Jump to content

Data dumps/Finding older xml dumps

From Meta, a Wikimedia project coordination wiki

Wikimedia does not keep dumps that it produces forever. If you are looking for dumps of the wiki projects older than a few months, here are some options:

  • If they are really old, 2010 or earlier, check our select archives. Some files are as old as 2001!
  • If they are pretty recent, odds are good you can find them at the Internet Archive. Filter by project, language and year to narrow down the list.
  • Closed wikis are still dumped. Only if the wiki name is removed completely from our list of databases do we stop generating dumps.
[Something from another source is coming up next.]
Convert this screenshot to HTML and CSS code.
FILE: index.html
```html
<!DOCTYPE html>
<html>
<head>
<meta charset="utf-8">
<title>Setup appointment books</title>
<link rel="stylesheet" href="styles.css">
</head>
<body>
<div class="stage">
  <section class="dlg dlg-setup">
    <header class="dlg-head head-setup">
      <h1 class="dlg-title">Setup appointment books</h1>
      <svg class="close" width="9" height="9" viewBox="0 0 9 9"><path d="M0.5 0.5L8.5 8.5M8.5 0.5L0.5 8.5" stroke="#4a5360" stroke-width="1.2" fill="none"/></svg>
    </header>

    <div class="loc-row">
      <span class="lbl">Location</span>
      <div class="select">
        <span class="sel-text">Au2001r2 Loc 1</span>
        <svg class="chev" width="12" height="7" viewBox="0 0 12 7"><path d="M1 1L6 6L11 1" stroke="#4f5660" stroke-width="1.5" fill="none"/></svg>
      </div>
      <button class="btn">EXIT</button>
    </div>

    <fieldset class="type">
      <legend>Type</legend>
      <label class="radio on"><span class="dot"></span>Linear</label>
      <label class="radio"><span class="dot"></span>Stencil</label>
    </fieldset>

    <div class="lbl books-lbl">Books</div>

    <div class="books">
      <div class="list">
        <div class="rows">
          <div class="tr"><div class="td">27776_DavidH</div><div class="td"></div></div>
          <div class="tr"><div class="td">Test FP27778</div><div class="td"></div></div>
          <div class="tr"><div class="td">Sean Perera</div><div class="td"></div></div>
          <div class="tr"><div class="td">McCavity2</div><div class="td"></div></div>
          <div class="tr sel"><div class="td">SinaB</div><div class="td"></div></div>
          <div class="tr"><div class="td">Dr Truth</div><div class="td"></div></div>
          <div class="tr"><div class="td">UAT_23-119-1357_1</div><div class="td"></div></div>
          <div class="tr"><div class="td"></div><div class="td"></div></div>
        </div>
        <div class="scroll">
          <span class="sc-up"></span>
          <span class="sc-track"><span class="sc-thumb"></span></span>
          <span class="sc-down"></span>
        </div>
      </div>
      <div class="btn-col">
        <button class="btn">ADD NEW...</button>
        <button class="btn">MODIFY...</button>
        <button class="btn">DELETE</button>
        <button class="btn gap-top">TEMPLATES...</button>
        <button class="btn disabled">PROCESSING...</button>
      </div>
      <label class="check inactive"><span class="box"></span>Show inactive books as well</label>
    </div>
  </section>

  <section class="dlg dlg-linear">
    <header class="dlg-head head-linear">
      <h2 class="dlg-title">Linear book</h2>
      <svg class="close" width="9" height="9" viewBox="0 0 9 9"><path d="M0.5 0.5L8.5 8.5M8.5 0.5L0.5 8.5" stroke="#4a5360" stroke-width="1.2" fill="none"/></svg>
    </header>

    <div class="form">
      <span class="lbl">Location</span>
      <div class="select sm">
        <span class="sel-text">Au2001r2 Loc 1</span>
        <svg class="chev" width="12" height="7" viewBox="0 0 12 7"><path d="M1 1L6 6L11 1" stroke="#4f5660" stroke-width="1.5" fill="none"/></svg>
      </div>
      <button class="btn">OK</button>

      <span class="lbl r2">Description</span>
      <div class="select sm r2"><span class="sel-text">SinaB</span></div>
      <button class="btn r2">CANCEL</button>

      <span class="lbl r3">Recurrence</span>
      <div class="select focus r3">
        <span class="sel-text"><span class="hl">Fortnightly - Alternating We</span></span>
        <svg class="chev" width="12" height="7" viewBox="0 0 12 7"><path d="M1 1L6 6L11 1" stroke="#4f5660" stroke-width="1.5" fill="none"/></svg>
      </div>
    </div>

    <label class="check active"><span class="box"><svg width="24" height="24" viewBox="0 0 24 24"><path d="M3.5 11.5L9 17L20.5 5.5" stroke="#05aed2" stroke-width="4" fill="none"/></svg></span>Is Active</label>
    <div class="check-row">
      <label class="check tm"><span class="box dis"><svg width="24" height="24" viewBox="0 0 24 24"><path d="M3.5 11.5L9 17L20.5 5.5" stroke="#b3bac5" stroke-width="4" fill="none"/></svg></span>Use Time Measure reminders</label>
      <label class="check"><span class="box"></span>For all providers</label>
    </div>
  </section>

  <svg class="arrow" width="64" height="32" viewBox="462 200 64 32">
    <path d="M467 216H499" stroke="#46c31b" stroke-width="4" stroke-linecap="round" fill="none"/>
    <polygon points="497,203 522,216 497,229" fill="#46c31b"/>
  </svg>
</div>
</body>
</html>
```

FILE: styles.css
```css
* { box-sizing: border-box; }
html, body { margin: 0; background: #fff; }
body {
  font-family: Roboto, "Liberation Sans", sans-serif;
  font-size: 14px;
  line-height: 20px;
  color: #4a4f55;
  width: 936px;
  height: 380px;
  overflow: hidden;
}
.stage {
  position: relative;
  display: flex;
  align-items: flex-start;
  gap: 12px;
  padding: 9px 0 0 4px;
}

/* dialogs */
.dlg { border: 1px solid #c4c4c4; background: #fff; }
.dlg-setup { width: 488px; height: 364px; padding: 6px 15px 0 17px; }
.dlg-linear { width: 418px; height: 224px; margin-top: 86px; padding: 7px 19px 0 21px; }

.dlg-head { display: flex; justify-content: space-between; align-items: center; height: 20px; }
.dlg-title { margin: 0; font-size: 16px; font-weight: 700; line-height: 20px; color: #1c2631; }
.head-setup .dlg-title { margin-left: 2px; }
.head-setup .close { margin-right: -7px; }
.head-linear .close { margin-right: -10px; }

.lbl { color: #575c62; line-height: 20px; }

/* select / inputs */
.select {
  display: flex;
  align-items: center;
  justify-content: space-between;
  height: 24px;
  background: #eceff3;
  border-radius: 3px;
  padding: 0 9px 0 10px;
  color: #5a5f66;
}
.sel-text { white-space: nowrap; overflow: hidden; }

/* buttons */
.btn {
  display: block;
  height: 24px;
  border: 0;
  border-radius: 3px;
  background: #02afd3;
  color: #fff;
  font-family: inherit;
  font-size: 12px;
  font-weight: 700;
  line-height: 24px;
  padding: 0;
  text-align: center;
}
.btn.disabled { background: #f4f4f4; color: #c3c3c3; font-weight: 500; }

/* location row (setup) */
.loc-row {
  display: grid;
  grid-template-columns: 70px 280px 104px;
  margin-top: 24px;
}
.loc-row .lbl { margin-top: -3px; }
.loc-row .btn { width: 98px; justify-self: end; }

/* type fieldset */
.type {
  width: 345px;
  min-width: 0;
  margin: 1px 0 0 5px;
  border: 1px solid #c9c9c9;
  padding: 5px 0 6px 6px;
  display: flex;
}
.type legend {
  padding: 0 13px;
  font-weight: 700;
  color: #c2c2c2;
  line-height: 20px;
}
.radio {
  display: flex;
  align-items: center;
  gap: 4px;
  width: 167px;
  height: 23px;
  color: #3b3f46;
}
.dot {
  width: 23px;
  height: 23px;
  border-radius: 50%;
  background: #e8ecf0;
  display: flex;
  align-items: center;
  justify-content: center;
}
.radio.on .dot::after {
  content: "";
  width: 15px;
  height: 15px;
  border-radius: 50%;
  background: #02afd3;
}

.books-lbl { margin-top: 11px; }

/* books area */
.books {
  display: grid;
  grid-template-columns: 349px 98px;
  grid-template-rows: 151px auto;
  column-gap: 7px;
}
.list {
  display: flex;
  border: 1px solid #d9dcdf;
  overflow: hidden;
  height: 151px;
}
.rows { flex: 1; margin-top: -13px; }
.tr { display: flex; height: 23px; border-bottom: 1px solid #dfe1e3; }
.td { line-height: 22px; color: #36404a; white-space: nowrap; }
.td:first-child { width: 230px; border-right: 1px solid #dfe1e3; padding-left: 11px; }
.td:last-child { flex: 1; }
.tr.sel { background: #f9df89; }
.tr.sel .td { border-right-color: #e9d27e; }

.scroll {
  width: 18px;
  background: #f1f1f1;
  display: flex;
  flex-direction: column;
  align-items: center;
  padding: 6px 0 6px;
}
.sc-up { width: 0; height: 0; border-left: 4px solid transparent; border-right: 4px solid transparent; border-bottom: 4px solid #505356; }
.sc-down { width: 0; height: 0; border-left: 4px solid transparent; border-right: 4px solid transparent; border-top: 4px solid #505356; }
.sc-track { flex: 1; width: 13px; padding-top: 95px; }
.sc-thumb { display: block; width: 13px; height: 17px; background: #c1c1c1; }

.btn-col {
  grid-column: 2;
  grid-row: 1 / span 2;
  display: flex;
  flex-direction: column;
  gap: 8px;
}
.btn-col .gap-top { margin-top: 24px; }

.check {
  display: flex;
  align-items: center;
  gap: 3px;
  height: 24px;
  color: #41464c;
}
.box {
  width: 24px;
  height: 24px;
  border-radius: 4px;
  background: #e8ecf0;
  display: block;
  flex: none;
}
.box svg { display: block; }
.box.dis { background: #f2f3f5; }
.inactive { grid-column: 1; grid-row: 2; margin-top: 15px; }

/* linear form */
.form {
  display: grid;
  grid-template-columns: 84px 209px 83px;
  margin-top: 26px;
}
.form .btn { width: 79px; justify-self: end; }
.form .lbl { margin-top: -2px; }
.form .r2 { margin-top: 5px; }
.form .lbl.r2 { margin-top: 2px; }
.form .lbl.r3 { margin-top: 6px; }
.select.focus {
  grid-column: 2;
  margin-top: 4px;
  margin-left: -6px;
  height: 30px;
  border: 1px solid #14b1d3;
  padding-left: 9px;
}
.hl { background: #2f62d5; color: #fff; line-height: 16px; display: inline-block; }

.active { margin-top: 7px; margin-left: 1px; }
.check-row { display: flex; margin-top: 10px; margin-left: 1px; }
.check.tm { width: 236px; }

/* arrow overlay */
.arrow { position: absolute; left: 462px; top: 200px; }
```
Example: [1]
  • Deleted wikis no longer have current dumps generated, but the last old dump is usually still around. Example: [2]
  • Some mirrors may have old copies if they have not been updated in a while but this is very hit or miss. Check the list of current mirrors.
  • You can ask an appropriate mailing list if someone might have saved a copy for their research: wiki-research-l is one possibility.
  • ...?

Note that 'full' dumps contain content for all the old revisions, except for those deleted, so the most recent dump should work for you. If you are hoping to duplicate someone else's research results and need to use the exact same dataset, try contacting them to see if they have saved a private copy or have uploaded it somewhere.